# INSTRUCTION
Go through the lines below. Copy those with "Clone".
── MATERIAL ──
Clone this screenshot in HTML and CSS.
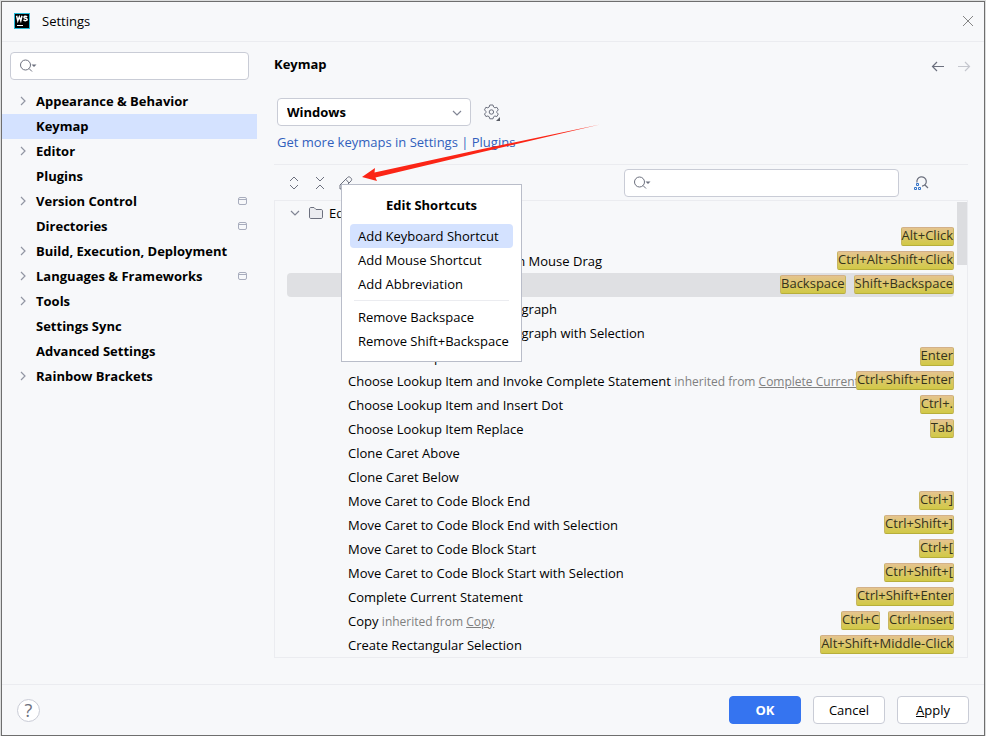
FILE: index.html
```html
<!DOCTYPE html>
<html lang="en">

<head>
    <meta charset="UTF-8">
    <meta name="viewport" content="width=device-width, initial-scale=1.0">
    <title>Settings</title>
    <link rel="stylesheet" href="styles.css">
</head>

<body>
    <!-- shared icons -->
    <svg class="sprite" aria-hidden="true">
        <symbol id="search" viewBox="0 0 18 16">
            <circle cx="6.500" cy="7" r="5" fill="none" stroke="#6c707e" />
            <path d="M10 10.500L13 13.500" fill="none" stroke="#6c707e" />
            <path d="M12.500 6.500h5l-2.500 2.500z" fill="#6c707e" />
        </symbol>
        <symbol id="right" viewBox="0 0 16 16">
            <path d="M7 4l4 4-4 4" fill="none" stroke="#9296a3" stroke-width="1.200" />
        </symbol>
        <symbol id="down" viewBox="0 0 16 16">
            <path d="M4 6l4 4 4-4" fill="none" stroke="#818594" stroke-width="1.200" />
        </symbol>
        <symbol id="project" viewBox="0 0 16 16">
            <rect x="4.500" y="4.500" width="8" height="7" rx="1.500" fill="none" stroke="#a8adbd" />
            <path d="M4.500 6.500h8" stroke="#a8adbd" />
        </symbol>
    </svg>

    <div class="window">
        <header class="titlebar">
            <svg class="logo" width="16" height="16" viewBox="0 0 16 16">
                <rect width="16" height="16" fill="#24b8d6" />
                <rect x="1" y="1" width="14" height="14" fill="#000" />
                <path d="M2.600 2.800l1.200 5L5.300 3.800l1.500 4L8 2.800M13.200 3.900c-1.800-1.200-3.400-.6-3.200.5.2 1.200 3.100.7 3.200 2.100 0 1.400-2.200 1.500-3.700.3" fill="none" stroke="#fff" stroke-width="1.500" />
                <path d="M3 12.500h6" stroke="#fff" />
            </svg>
            <span>Settings</span>
            <button class="icon close" aria-label="Close">
                <svg width="16" height="16" viewBox="0 0 16 16"><path d="M3 3l10 10M13 3L3 13" stroke="#777" stroke-width=".9" /></svg>
            </button>
        </header>

        <div class="content">
            <nav class="sidebar">
                <label class="search">
                    <svg width="18" height="16"><use href="#search" /></svg>
                    <input type="text" aria-label="Search settings">
                </label>
                <ul class="tree">
                    <li><svg class="arrow"><use href="#right" /></svg><span>Appearance &amp; Behavior</span></li>
                    <li class="active"><span>Keymap</span></li>
                    <li><svg class="arrow"><use href="#right" /></svg><span>Editor</span></li>
                    <li><span>Plugins</span></li>
                    <li><svg class="arrow"><use href="#right" /></svg><span>Version Control</span><svg class="project"><use href="#project" /></svg></li>
                    <li><span>Directories</span><svg class="project"><use href="#project" /></svg></li>
                    <li><svg class="arrow"><use href="#right" /></svg><span>Build, Execution, Deployment</span></li>
                    <li><svg class="arrow"><use href="#right" /></svg><span>Languages &amp; Frameworks</span><svg class="project"><use href="#project" /></svg></li>
                    <li><svg class="arrow"><use href="#right" /></svg><span>Tools</span></li>
                    <li><span>Settings Sync</span></li>
                    <li><span>Advanced Settings</span></li>
                    <li><svg class="arrow"><use href="#right" /></svg><span>Rainbow Brackets</span></li>
                </ul>
            </nav>

            <main class="main">
                <div class="heading">
                    <h1>Keymap</h1>
                    <button class="icon" aria-label="Back">
                        <svg width="16" height="18" viewBox="0 0 16 18"><path d="M14 11.500H2.500M7 7L2.500 11.500 7 16" fill="none" stroke="#6c707e" stroke-width="1.200" /></svg>
                    </button>
                    <button class="icon" aria-label="Forward" disabled>
                        <svg width="16" height="18" viewBox="0 0 16 18"><path d="M2 11.500h11.500M9 7l4.500 4.500L9 16" fill="none" stroke="#c5c7ce" stroke-width="1.200" /></svg>
                    </button>
                </div>

                <div class="scheme">
                    <div class="select">
                        <select aria-label="Keymap scheme">
                            <option>Windows</option>
                        </select>
                        <svg><use href="#down" /></svg>
                    </div>
                    <button class="icon" aria-label="Scheme actions">
                        <svg width="18" height="18" viewBox="0 0 18 18">
                            <path d="M6.800 2l-.6 2-1.400.8-2-.5-1.300 2.600 1.400 1.500v1.200L1.500 11l1.400 2.500 2-.5 1.300.8.6 2h3.200l.6-2 1.300-.8 2 .5 1.400-2.500-1.400-1.400V8.400l1.400-1.500-1.400-2.600-2 .5-1.300-.8-.6-2z" fill="none" stroke="#6c707e" stroke-linejoin="round" />
                            <circle cx="8.400" cy="9" r="2.200" fill="none" stroke="#6c707e" />
                            <path d="M17 14v4h-4z" fill="#5a5d66" />
                        </svg>
                    </button>
                </div>
                <a class="more" href="#">Get more keymaps in Settings | Plugins</a>

                <div class="toolbar">
                    <button class="icon" aria-label="Expand all">
                        <svg width="16" height="16" viewBox="0 0 16 16"><path d="M4 6l4-4 4 4M4 10l4 4 4-4" fill="none" stroke="#6c707e" /></svg>
                    </button>
                    <button class="icon" aria-label="Collapse all">
                        <svg width="16" height="16" viewBox="0 0 16 16"><path d="M4 2l4 4 4-4M4 14l4-4 4 4" fill="none" stroke="#6c707e" /></svg>
                    </button>
                    <button class="icon" aria-label="Edit shortcuts">
                        <svg width="16" height="16" viewBox="0 0 16 16"><path d="M2 14v-4l7.500-7.500c1-1 2-.8 2.900 0l.6.600c.9.900.9 1.900 0 2.900L5.500 13.500 2 14M8 4.500L11 8" fill="none" stroke="#6c707e" /></svg>
                    </button>
                    <label class="search">
                        <svg width="18" height="16"><use href="#search" /></svg>
                        <input type="text" aria-label="Search actions">
                    </label>
                    <button class="icon" aria-label="Find by shortcut">
                        <svg width="16" height="16" viewBox="0 0 16 16">
                            <path d="M4 7.500A4.700 4.700 0 1 1 9 11.200M12 10l3 3" fill="none" stroke="#6c707e" stroke-width="1.200" />
                            <path d="M3.500 8.500h2v2h-2zM1.500 12.500h2v2h-2zM5.500 12.500h2v2h-2z" fill="none" stroke="#3574c8" />
                        </svg>
                    </button>

                    <div class="menu">
                        <h2>Edit Shortcuts</h2>
                        <button class="selected">Add Keyboard Shortcut</button>
                        <button>Add Mouse Shortcut</button>
                        <button>Add Abbreviation</button>
                        <hr>
                        <button>Remove Backspace</button>
                        <button>Remove Shift+Backspace</button>
                    </div>
                    <svg class="pointer" width="240" height="60" viewBox="0 0 240 60">
                        <path d="M1 53L14 44 13.500 48.500L119 25.500 239 .5 119 28.500 14.500 53.500 16 57Z" fill="#fb2516" />
                    </svg>
                </div>

                <div class="actions">
                    <ul>
                        <li class="group"><svg><use href="#down" /></svg><svg viewBox="0 0 16 16"><path d="M1.500 4c0-1 .5-1.500 1.500-1.500h3l2 2h5c1 0 1.500.500 1.500 1.500v6c0 1-.5 1.500-1.500 1.500H3c-1 0-1.500-.5-1.500-1.500z" fill="#ebecf0" stroke="#6c707e" /></svg><span>Editor Actions</span></li>
                        <li><span class="name">Add or Remove Caret</span><kbd>Alt+Click</kbd></li>
                        <li><span class="name">Add Rectangular Selection on Mouse Drag</span><kbd>Ctrl+Alt+Shift+Click</kbd></li>
                        <li class="selected"><span class="name">Backspace</span><kbd>Backspace</kbd><kbd>Shift+Backspace</kbd></li>
                        <li><span class="name">Move Caret Backward a Paragraph</span></li>
                        <li><span class="name">Move Caret Backward a Paragraph with Selection</span></li>
                        <li><span class="name">Choose Lookup Item</span><kbd>Enter</kbd></li>
                        <li><span class="name">Choose Lookup Item and Invoke Complete Statement <i>inherited from <a href="#">Complete Current Statement</a></i></span><kbd>Ctrl+Shift+Enter</kbd></li>
                        <li><span class="name">Choose Lookup Item and Insert Dot</span><kbd>Ctrl+.</kbd></li>
                        <li><span class="name">Choose Lookup Item Replace</span><kbd>Tab</kbd></li>
                        <li><span class="name">Clone Caret Above</span></li>
                        <li><span class="name">Clone Caret Below</span></li>
                        <li><span class="name">Move Caret to Code Block End</span><kbd>Ctrl+]</kbd></li>
                        <li><span class="name">Move Caret to Code Block End with Selection</span><kbd>Ctrl+Shift+]</kbd></li>
                        <li><span class="name">Move Caret to Code Block Start</span><kbd>Ctrl+[</kbd></li>
                        <li><span class="name">Move Caret to Code Block Start with Selection</span><kbd>Ctrl+Shift+[</kbd></li>
                        <li><span class="name">Complete Current Statement</span><kbd>Ctrl+Shift+Enter</kbd></li>
                        <li><span class="name">Copy <i>inherited from <a href="#">Copy</a></i></span><kbd>Ctrl+C</kbd><kbd>Ctrl+Insert</kbd></li>
                        <li><span class="name">Create Rectangular Selection</span><kbd>Alt+Shift+Middle-Click</kbd></li>
                    </ul>
                    <div class="scrollbar"><div class="thumb"></div></div>
                </div>
            </main>
        </div>

        <footer class="footer">
            <button class="help" aria-label="Help">?</button>
            <button class="btn primary">OK</button>
            <button class="btn">Cancel</button>
            <button class="btn"><u>A</u>pply</button>
        </footer>
    </div>
</body>

</html>
```
FILE: styles.css
```css
* {
    box-sizing: border-box;
}

body {
    margin: 0;
    padding: 1px 1px 0;
    background-color: #dcdddd;
    color: #000;
    font-family: "Open Sans", "Noto Sans", sans-serif;
    font-size: 13px;
    line-height: 20px;
}

button,
input,
select {
    font: inherit;
    color: inherit;
}

ul {
    margin: 0;
    padding: 0;
    list-style: none;
}

svg {
    display: block;
    flex-shrink: 0;
}

.sprite {
    display: none;
}

.window {
    display: flex;
    flex-direction: column;
    min-height: calc(100vh - 1px);
    border: 1px solid #6e6e6e;
    background-color: #f7f8fa;
}

.icon {
    display: flex;
    padding: 0;
    border: 0;
    background: none;
}

/* title bar */
.titlebar {
    display: flex;
    align-items: center;
    height: 40px;
    padding: 0 8px 1px 12px;
    border-bottom: 1px solid #ebecf0;
}

.logo {
    margin-right: 12px;
}

.close {
    margin-left: auto;
}

.content {
    display: flex;
    flex: 1;
}

.search {
    display: flex;
    align-items: center;
    height: 28px;
    padding-left: 8px;
    border: 1px solid #c9ccd6;
    border-radius: 4px;
    background-color: #fff;
}

.search input {
    flex: 1;
    min-width: 0;
    border: 0;
    outline: 0;
    background: none;
}

/* left tree */
.sidebar {
    width: 255px;
    padding-top: 10px;
}

.sidebar .search {
    margin: 0 8px 9px;
}

.tree li {
    display: flex;
    align-items: center;
    height: 25px;
    padding: 0 7px 1px 34px;
    font-weight: bold;
}

.tree .active {
    background-color: #d4e2ff;
}

.tree svg {
    width: 16px;
    height: 16px;
}

.tree .arrow {
    margin: 0 6px 0 -22px;
}

.tree .project {
    margin-left: auto;
}

/* right side */
.main {
    flex: 1;
    min-width: 0;
    padding: 0 16px 26px 17px;
}

.heading {
    display: flex;
    align-items: center;
    gap: 10px;
    height: 46px;
    margin: 0 -4px 10px 0;
    padding-bottom: 2px;
}

.heading h1 {
    flex: 1;
    margin: 0;
    font-size: 13px;
}

.scheme {
    display: flex;
    align-items: center;
    gap: 12px;
    margin: 0 0 6px 3px;
}

.select {
    position: relative;
    width: 194px;
}

.select select {
    appearance: none;
    width: 100%;
    height: 28px;
    padding: 0 9px;
    border: 1px solid #c9ccd6;
    border-radius: 4px;
    background-color: #fff;
    font-weight: bold;
}

.select svg {
    position: absolute;
    top: 7px;
    right: 6px;
    width: 16px;
    height: 16px;
    pointer-events: none;
}

.more {
    display: block;
    margin: 0 0 12px 3px;
    color: #315fbd;
    text-decoration: none;
}

.toolbar {
    position: relative;
    display: flex;
    align-items: center;
    gap: 10px;
    height: 36px;
    padding-left: 12px;
    border-top: 1px solid #ebecf0;
}

.toolbar .search {
    width: 275px;
    margin-left: auto;
}

.toolbar .search + .icon {
    margin: 0 39px 0 4px;
}

/* popup */
.menu {
    position: absolute;
    top: 19px;
    left: 67px;
    z-index: 1;
    width: 181px;
    padding: 8px;
    border: 1px solid #b9bdc9;
    background-color: #fff;
}

.menu h2 {
    margin: 0 0 7px;
    font-size: 13px;
    line-height: 24px;
    text-align: center;
}

.menu button {
    display: block;
    width: 100%;
    height: 24px;
    padding: 0 8px;
    border: 0;
    border-radius: 4px;
    background: none;
    text-align: left;
    white-space: nowrap;
}

.menu .selected {
    background-color: #d4e2ff;
}

.menu hr {
    margin: 4px;
    border: 0;
    border-top: 1px solid #ebecf0;
}

.pointer {
    position: absolute;
    top: -41px;
    left: 87px;
    z-index: 2;
    pointer-events: none;
}

/* actions list */
.actions {
    display: flex;
    border: 1px solid #ebecf0;
}

.actions ul {
    flex: 1;
    min-width: 0;
    padding: 0 3px 0 12px;
}

.actions li {
    display: flex;
    align-items: center;
    height: 24px;
    padding-left: 61px;
    white-space: nowrap;
}

.actions .group {
    gap: 5px;
    padding-left: 0;
}

.group svg {
    width: 16px;
    height: 16px;
}

.actions .selected {
    border-radius: 4px;
    background-color: #dfe0e3;
}

.name {
    flex: 1;
    min-width: 0;
    overflow: hidden;
}

.name i {
    color: #808080;
    font-size: 12px;
    font-style: normal;
}

.name a {
    color: inherit;
}

kbd {
    height: 19px;
    margin-bottom: 1px;
    border: 1px solid;
    border-color: #d3b189 #c8b662 #b7ae3c;
    border-radius: 2px;
    background: linear-gradient(#e5c48e, #d1c946);
    color: #35331c;
    font-family: inherit;
    font-size: 13px;
    line-height: 15px;
}

kbd + kbd {
    margin-left: 8px;
}

.scrollbar {
    width: 10px;
    padding-top: 1px;
}

.thumb {
    height: 63px;
    background-color: #dcdde0;
}

/* bottom buttons */
.footer {
    display: flex;
    align-items: center;
    gap: 12px;
    height: 51px;
    padding: 0 15px;
    border-top: 1px solid #ebecf0;
}

.btn {
    width: 72px;
    height: 28px;
    padding: 0;
    border: 1px solid #c9ccd6;
    border-radius: 4px;
    background-color: #fff;
}

.primary {
    border-color: #3574f0;
    background-color: #3574f0;
    color: #fff;
    font-weight: bold;
}

.help {
    width: 23px;
    height: 23px;
    margin-right: auto;
    padding: 0;
    border: 1px solid #c9ccd6;
    border-radius: 50%;
    background-color: #fff;
    color: #6c707e;
    font-size: 18px;
}
```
───
# WRITTEN ANSWER
Clone this screenshot in HTML and CSS.
                        <li><span class="name">Clone Caret Above</span></li>
                        <li><span class="name">Clone Caret Below</span></li>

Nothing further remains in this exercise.